(EXERCISE DATA)

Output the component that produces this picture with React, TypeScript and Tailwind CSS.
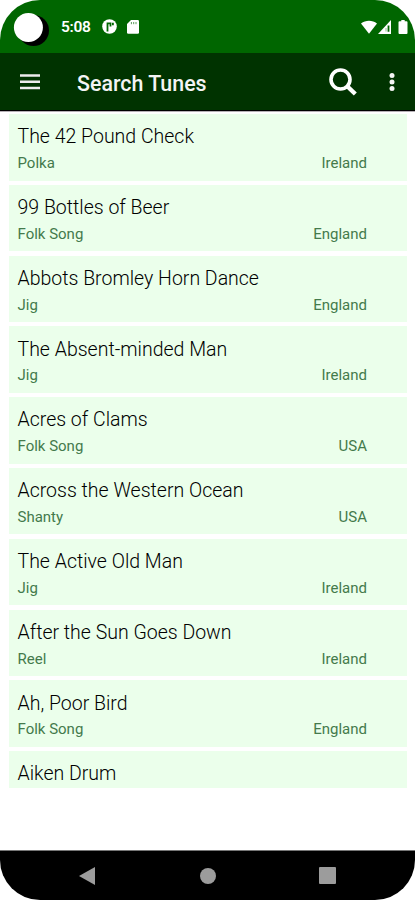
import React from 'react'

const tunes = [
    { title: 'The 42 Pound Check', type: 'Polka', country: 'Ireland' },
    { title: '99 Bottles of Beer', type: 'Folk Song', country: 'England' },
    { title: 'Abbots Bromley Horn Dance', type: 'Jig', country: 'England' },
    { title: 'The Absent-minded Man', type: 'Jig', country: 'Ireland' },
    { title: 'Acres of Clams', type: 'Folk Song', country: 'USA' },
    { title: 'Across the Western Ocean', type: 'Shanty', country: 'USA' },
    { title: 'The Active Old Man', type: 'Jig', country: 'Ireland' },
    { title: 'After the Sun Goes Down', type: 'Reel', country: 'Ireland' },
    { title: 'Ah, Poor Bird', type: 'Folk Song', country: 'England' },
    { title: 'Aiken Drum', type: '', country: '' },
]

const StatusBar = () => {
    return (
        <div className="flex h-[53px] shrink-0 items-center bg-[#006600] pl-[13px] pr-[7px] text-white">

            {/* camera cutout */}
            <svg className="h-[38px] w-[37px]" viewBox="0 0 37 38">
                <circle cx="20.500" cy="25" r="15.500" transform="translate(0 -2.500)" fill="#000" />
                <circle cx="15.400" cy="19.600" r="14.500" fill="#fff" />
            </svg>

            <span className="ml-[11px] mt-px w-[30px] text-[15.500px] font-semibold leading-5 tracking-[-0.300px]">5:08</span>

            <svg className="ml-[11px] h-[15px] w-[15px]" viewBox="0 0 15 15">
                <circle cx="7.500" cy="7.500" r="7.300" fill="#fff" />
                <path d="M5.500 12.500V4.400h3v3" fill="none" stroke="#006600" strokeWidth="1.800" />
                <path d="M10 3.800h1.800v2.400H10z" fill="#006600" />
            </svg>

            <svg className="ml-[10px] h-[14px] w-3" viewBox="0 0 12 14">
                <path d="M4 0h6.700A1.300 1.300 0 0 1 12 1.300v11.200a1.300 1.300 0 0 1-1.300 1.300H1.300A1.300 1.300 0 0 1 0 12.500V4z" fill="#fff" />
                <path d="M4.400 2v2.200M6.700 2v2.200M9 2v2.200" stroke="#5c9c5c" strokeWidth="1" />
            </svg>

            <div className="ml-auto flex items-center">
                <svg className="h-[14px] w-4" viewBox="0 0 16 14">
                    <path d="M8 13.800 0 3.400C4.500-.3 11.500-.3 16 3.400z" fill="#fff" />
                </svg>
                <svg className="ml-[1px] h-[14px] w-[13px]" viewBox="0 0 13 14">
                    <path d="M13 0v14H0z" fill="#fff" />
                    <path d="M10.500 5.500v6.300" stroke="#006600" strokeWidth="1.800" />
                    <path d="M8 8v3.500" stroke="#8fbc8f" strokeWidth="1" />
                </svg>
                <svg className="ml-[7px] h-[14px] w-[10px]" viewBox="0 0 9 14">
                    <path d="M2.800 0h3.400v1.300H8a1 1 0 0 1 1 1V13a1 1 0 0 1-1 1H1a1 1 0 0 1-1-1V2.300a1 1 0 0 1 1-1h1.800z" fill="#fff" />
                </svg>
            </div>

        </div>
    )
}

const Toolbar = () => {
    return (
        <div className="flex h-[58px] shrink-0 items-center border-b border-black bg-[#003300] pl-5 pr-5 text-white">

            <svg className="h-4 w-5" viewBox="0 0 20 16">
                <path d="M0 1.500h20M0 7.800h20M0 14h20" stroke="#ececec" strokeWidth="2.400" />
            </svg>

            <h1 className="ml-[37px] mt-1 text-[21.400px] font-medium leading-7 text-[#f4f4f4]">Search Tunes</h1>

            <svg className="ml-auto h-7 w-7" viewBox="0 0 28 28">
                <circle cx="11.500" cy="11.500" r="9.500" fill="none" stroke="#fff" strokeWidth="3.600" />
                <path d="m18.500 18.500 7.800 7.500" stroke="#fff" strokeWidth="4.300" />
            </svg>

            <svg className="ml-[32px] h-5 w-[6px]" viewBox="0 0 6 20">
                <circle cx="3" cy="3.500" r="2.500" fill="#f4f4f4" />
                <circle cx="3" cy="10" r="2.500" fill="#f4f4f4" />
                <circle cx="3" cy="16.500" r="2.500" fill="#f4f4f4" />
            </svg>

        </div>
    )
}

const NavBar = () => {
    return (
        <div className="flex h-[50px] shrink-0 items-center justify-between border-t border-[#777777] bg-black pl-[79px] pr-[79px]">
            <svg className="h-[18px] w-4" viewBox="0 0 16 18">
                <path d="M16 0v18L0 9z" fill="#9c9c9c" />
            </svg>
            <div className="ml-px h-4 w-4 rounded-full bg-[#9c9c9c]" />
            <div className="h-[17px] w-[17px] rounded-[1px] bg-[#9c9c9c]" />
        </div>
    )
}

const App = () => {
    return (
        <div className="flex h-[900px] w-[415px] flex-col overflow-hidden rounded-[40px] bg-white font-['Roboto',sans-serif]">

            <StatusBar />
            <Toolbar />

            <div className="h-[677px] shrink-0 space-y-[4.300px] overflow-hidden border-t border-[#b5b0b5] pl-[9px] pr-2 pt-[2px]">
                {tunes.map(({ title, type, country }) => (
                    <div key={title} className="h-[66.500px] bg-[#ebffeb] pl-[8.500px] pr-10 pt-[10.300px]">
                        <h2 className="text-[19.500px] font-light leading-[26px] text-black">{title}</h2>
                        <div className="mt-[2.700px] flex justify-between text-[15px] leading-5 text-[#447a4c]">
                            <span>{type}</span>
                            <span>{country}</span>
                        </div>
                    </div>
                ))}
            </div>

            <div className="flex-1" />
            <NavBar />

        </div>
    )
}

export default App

---

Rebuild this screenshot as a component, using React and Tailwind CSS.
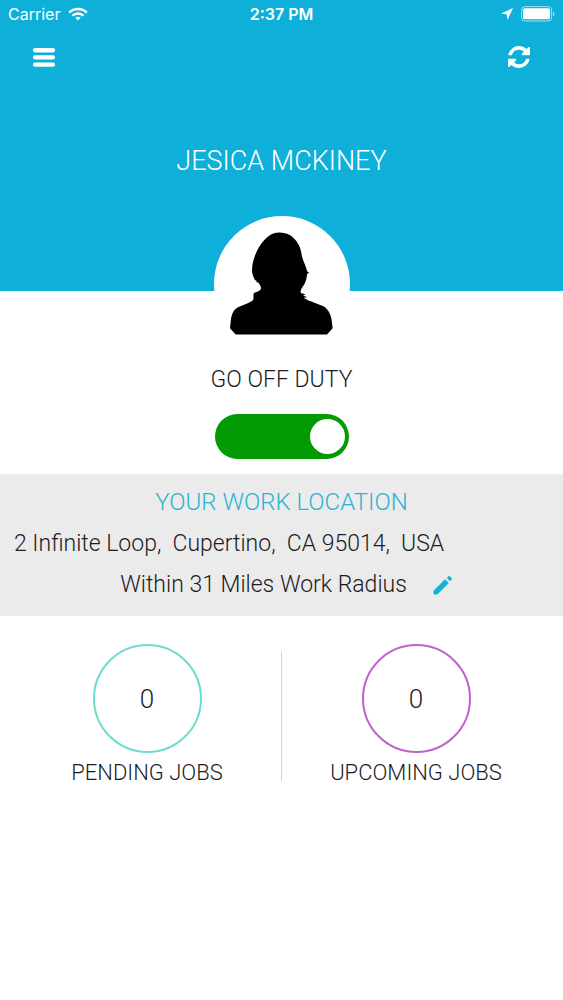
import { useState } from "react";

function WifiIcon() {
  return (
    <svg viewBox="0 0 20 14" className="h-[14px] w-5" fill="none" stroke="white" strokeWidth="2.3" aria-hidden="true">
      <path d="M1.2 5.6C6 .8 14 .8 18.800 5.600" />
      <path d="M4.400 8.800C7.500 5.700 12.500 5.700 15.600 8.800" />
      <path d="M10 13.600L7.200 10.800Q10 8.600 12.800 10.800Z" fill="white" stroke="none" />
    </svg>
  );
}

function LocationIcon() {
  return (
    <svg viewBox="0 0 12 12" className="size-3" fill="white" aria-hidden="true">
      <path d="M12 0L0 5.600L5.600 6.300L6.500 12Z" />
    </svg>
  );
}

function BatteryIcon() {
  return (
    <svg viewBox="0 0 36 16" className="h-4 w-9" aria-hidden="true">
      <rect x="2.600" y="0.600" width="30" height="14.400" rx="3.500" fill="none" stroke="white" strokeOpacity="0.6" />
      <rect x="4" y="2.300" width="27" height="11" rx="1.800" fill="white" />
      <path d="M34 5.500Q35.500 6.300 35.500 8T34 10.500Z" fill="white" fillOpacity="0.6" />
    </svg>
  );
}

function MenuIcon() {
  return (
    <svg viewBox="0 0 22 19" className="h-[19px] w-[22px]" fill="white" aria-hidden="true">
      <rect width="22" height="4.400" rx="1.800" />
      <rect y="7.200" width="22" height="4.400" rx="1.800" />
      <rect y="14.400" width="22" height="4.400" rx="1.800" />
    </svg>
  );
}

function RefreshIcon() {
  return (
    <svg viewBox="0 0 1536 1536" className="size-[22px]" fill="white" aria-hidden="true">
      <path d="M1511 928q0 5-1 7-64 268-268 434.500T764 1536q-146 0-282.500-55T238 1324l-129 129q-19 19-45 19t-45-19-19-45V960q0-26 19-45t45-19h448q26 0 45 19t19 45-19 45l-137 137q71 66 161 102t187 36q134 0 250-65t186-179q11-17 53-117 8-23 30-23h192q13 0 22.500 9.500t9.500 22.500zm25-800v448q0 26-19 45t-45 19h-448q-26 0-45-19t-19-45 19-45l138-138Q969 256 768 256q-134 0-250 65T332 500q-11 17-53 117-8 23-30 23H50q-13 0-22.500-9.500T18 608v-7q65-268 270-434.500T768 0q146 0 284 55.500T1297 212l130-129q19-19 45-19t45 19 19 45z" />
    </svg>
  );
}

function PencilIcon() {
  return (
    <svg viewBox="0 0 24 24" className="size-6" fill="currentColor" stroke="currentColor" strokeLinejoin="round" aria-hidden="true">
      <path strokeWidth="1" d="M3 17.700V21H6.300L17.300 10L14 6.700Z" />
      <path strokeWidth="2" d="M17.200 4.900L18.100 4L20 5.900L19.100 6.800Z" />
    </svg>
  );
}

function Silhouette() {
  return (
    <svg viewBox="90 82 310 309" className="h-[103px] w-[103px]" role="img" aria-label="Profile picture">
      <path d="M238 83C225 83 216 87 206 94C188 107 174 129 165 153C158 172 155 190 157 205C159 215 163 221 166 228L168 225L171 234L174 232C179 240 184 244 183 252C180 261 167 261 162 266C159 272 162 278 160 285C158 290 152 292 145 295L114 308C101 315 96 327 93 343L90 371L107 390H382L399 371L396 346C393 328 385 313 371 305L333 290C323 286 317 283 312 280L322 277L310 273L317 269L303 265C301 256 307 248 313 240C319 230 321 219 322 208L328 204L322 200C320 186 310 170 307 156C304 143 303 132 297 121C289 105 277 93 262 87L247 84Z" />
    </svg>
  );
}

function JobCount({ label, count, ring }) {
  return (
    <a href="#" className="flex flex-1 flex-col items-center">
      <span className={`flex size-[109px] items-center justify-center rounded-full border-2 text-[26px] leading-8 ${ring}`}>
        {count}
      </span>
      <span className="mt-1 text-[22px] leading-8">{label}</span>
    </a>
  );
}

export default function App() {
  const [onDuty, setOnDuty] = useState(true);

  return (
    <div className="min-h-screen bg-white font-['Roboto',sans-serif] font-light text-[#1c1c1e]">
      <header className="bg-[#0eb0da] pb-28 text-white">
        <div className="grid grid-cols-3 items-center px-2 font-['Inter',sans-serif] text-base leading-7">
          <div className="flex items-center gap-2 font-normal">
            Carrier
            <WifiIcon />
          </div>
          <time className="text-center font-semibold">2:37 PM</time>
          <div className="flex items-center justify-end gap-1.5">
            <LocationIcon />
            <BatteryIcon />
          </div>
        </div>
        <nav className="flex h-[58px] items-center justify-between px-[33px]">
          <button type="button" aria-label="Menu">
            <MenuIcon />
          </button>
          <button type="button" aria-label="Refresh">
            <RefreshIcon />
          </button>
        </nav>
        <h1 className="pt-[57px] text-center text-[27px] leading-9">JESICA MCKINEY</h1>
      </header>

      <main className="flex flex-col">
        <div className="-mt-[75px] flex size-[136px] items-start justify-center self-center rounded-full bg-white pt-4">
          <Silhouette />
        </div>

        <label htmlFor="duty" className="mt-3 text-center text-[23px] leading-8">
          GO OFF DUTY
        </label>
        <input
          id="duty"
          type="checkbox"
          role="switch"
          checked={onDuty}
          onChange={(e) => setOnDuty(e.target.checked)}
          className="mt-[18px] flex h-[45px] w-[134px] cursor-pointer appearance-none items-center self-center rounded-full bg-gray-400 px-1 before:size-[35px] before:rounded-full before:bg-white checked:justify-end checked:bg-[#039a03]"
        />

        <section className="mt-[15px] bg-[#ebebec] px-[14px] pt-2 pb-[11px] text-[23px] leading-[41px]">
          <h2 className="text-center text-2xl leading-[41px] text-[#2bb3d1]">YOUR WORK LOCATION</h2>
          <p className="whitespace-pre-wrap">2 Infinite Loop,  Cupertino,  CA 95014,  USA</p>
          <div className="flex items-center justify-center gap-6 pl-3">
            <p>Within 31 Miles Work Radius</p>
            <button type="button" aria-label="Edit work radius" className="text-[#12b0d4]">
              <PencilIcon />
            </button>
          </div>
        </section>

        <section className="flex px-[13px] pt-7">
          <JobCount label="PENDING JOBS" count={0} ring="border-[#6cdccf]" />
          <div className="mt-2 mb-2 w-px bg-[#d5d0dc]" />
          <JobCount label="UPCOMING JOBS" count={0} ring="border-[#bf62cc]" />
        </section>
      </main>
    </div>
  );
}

(EXERCISE TASK)
Above are some records. Output exactly the lines from the one that contains "Output the component" to the one that contains "import React from 'react'", keeping both, and omit the pictures.

(SOLVED PROBLEM)
Output the component that produces this picture with React, TypeScript and Tailwind CSS.
import React from 'react'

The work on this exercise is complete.